Note that this formula will be used to reduce forgiveness amounts but cannot be used to increase them.
The 7(a) loan process typically takes at least a month to complete. The SBA is expected to issue guidelines on underwriting and application requirements that should substantially reduce that time.
Loan balances following any forgiveness reductions will continue to be guaranteed by the Administration in accordance with this program.
Banks that modify the loans in a troubled debt restructuring related to COVID-19 on or after March 13, 2020, will be provided temporary relief from FASB’s troubled debt restructuring disclosure requirements.

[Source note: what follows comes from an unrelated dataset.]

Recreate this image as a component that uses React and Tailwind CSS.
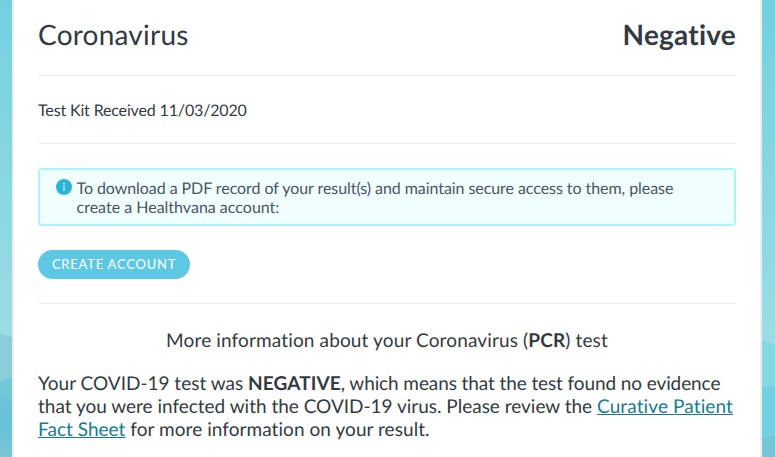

The bill prohibits agents helping applicants apply for loans under the program from receiving a fee in excess of limits established by the SBA.
The CARES Act provides that businesses that were operating on February 15, 2020 and that have a pending or approved loan application under this program are presumed to qualify for complete payment deferment relief (for principal, interest, and fees) for six months to one year. Lenders are required to provide such relief during the covered period (if secondary market investors decline to approve a lender’s deferral request, the Administration must purchase the loan). The SBA has 30 days from enactment of the CARES Act to provide guidance to lenders on this process.
The Administrator is directed to issue regulations to carry out all of the CARES Act Title I provisions described above within 15 days of enactment of the law and waives the notice requirements under the Administrative Procedures Act for such rulemakings.
*This summary was prepared with non-final versions of the legislation, press reports, and other summaries. We are providing this summary to give small businesses an idea of assistance the federal government is expected to offer. We are working quickly to synthesize as much relevant information as we can about the final provisions of the legislation. As such, this document is subject to revision as we continue to evaluate the 880-page CARES Act.